● Exercise objective
All of the lines below are to be transcribed faithfully, with pictures excluded from the copy.

● Information provided
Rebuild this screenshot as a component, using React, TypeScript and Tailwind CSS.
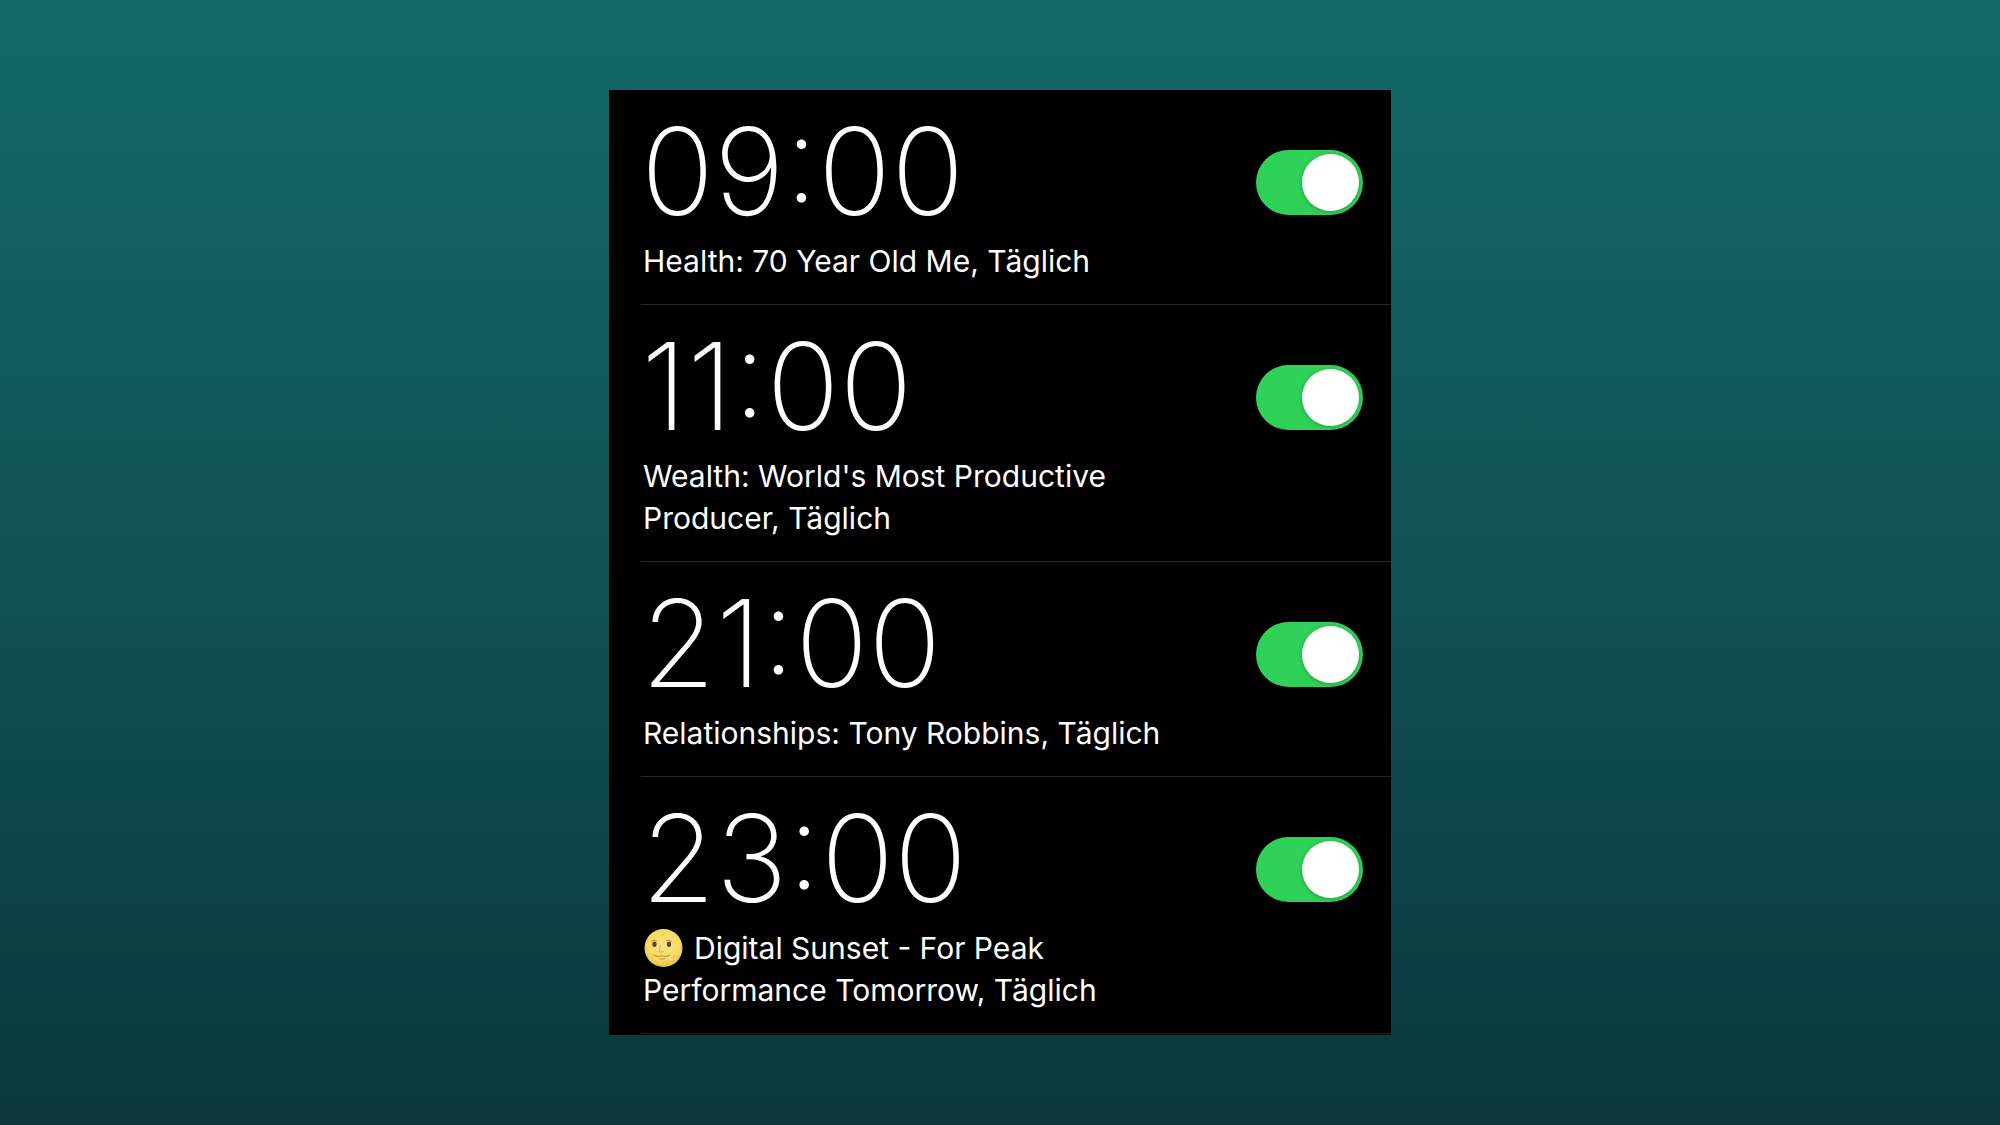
import { useState } from "react";

type Alarm = {
    id: string;
    time: string;
    label: string;
    moon?: boolean;
};

const ALARMS: Alarm[] = [
    { id: "health", time: "09:00", label: "Health: 70 Year Old Me, Täglich" },
    { id: "wealth", time: "11:00", label: "Wealth: World's Most Productive Producer, Täglich" },
    { id: "relationships", time: "21:00", label: "Relationships: Tony Robbins, Täglich" },
    { id: "sunset", time: "23:00", label: "Digital Sunset - For Peak Performance Tomorrow, Täglich", moon: true },
];

const switchClass = "relative mt-[60px] h-[65px] w-[107px] shrink-0 cursor-pointer appearance-none rounded-full bg-[#39393d]" +
" checked:bg-[#30d158] before:absolute before:left-1 before:top-1 before:size-[57px] before:rounded-full before:bg-white" +
" before:shadow-[0_1px_4px_rgba(0,0,0,0.25)] checked:before:left-[46px]";

function MoonFace() {
    return (
        <svg className="mr-[11px] inline-block size-10 align-[-9px]" viewBox="0 0 40 40" aria-hidden="true">
            <defs>
                <radialGradient id="moon" cx="0.5" cy="0.42" r="0.6">
                    <stop offset="0" stopColor="#fbe27c" />
                    <stop offset="0.7" stopColor="#f8db63" />
                    <stop offset="1" stopColor="#e6b93f" />
                </radialGradient>
            </defs>
            <circle cx="20.500" cy="20" r="19" fill="url(#moon)" />
            <g fill="#ecc552" opacity="0.6">
                <circle cx="9" cy="27" r="2" />
                <circle cx="31" cy="29" r="2" />
                <circle cx="24" cy="34" r="2" />
                <circle cx="20" cy="6" r="1.5" />
            </g>
            {/* eyes */}
            <ellipse cx="12" cy="16.5" rx="3.4" ry="2.8" fill="#f3dfa0" />
            <ellipse cx="26" cy="16.5" rx="3.4" ry="2.8" fill="#f3dfa0" />
            <ellipse cx="11.5" cy="16.3" rx="2.1" ry="2.7" fill="#5c4218" />
            <ellipse cx="26" cy="16.3" rx="2.1" ry="2.7" fill="#5c4218" />
            <path d="M8 13.5q3-2.5 6-.5M23 13q3-2 6 .5" fill="none" stroke="#c9973a" strokeWidth="1" />
            {/* nose and mouth */}
            <path d="M17.500 17q-.5 4-2 6.500q2.500 1.500 5 0" fill="none" stroke="#dfb04a" strokeWidth="1" />
            <path d="M11 27q3.500 2.500 7.500.8q4.500 1.700 8-.8M16 30.500q3 1.200 6 0" fill="none" stroke="#c9963f" strokeWidth="1.200" />
        </svg>
    )
}

function AlarmRow({ alarm }: { alarm: Alarm }) {
    const [on, setOn] = useState(true);
    return (
        <li className="ml-8 flex items-start justify-between border-b border-[#262628] pr-7 pb-[22px]">
            <label htmlFor={alarm.id} className="block max-w-[540px] cursor-pointer pt-[21px]">
                <time className="block text-[121px] leading-[120px] font-[250]">{alarm.time}</time>
                <span className="mt-[9px] block pl-[2px] text-[30px] leading-[42px]">
                    {alarm.moon && <MoonFace />}
                    {alarm.label}
                </span>
            </label>
            <input
                id={alarm.id}
                type="checkbox"
                role="switch"
                className={switchClass}
                checked={on}
                onChange={(e) => setOn(e.target.checked)}
            />
        </li>
    )
}

export default function App() {
    return (
        <main className="flex min-h-screen items-center justify-center bg-linear-to-b from-[#13696a] via-[#105354] to-[#0a383a] font-['Inter',sans-serif] text-white">
            <ul className="w-full max-w-[782px] bg-black pb-px">
                {ALARMS.map((alarm) => <AlarmRow key={alarm.id} alarm={alarm} />)}
            </ul>
        </main>
    )
}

● Result for this exercise
Rebuild this screenshot as a component, using React, TypeScript and Tailwind CSS.
import { useState } from "react";

type Alarm = {
    id: string;
    time: string;
    label: string;
    moon?: boolean;
};

const ALARMS: Alarm[] = [
    { id: "health", time: "09:00", label: "Health: 70 Year Old Me, Täglich" },
    { id: "wealth", time: "11:00", label: "Wealth: World's Most Productive Producer, Täglich" },
    { id: "relationships", time: "21:00", label: "Relationships: Tony Robbins, Täglich" },
    { id: "sunset", time: "23:00", label: "Digital Sunset - For Peak Performance Tomorrow, Täglich", moon: true },
];

const switchClass = "relative mt-[60px] h-[65px] w-[107px] shrink-0 cursor-pointer appearance-none rounded-full bg-[#39393d]" +
" checked:bg-[#30d158] before:absolute before:left-1 before:top-1 before:size-[57px] before:rounded-full before:bg-white" +
" before:shadow-[0_1px_4px_rgba(0,0,0,0.25)] checked:before:left-[46px]";

function MoonFace() {
    return (
        <svg className="mr-[11px] inline-block size-10 align-[-9px]" viewBox="0 0 40 40" aria-hidden="true">
            <defs>
                <radialGradient id="moon" cx="0.5" cy="0.42" r="0.6">
                    <stop offset="0" stopColor="#fbe27c" />
                    <stop offset="0.7" stopColor="#f8db63" />
                    <stop offset="1" stopColor="#e6b93f" />
                </radialGradient>
            </defs>
            <circle cx="20.500" cy="20" r="19" fill="url(#moon)" />
            <g fill="#ecc552" opacity="0.6">
                <circle cx="9" cy="27" r="2" />
                <circle cx="31" cy="29" r="2" />
                <circle cx="24" cy="34" r="2" />
                <circle cx="20" cy="6" r="1.5" />
            </g>
            {/* eyes */}
            <ellipse cx="12" cy="16.5" rx="3.4" ry="2.8" fill="#f3dfa0" />
            <ellipse cx="26" cy="16.5" rx="3.4" ry="2.8" fill="#f3dfa0" />
            <ellipse cx="11.5" cy="16.3" rx="2.1" ry="2.7" fill="#5c4218" />
            <ellipse cx="26" cy="16.3" rx="2.1" ry="2.7" fill="#5c4218" />
            <path d="M8 13.5q3-2.5 6-.5M23 13q3-2 6 .5" fill="none" stroke="#c9973a" strokeWidth="1" />
            {/* nose and mouth */}
            <path d="M17.500 17q-.5 4-2 6.500q2.500 1.500 5 0" fill="none" stroke="#dfb04a" strokeWidth="1" />
            <path d="M11 27q3.500 2.500 7.500.8q4.500 1.700 8-.8M16 30.500q3 1.200 6 0" fill="none" stroke="#c9963f" strokeWidth="1.200" />
        </svg>
    )
}

function AlarmRow({ alarm }: { alarm: Alarm }) {
    const [on, setOn] = useState(true);
    return (
        <li className="ml-8 flex items-start justify-between border-b border-[#262628] pr-7 pb-[22px]">
            <label htmlFor={alarm.id} className="block max-w-[540px] cursor-pointer pt-[21px]">
                <time className="block text-[121px] leading-[120px] font-[250]">{alarm.time}</time>
                <span className="mt-[9px] block pl-[2px] text-[30px] leading-[42px]">
                    {alarm.moon && <MoonFace />}
                    {alarm.label}
                </span>
            </label>
            <input
                id={alarm.id}
                type="checkbox"
                role="switch"
                className={switchClass}
                checked={on}
                onChange={(e) => setOn(e.target.checked)}
            />
        </li>
    )
}

export default function App() {
    return (
        <main className="flex min-h-screen items-center justify-center bg-linear-to-b from-[#13696a] via-[#105354] to-[#0a383a] font-['Inter',sans-serif] text-white">
            <ul className="w-full max-w-[782px] bg-black pb-px">
                {ALARMS.map((alarm) => <AlarmRow key={alarm.id} alarm={alarm} />)}
            </ul>
        </main>
    )
}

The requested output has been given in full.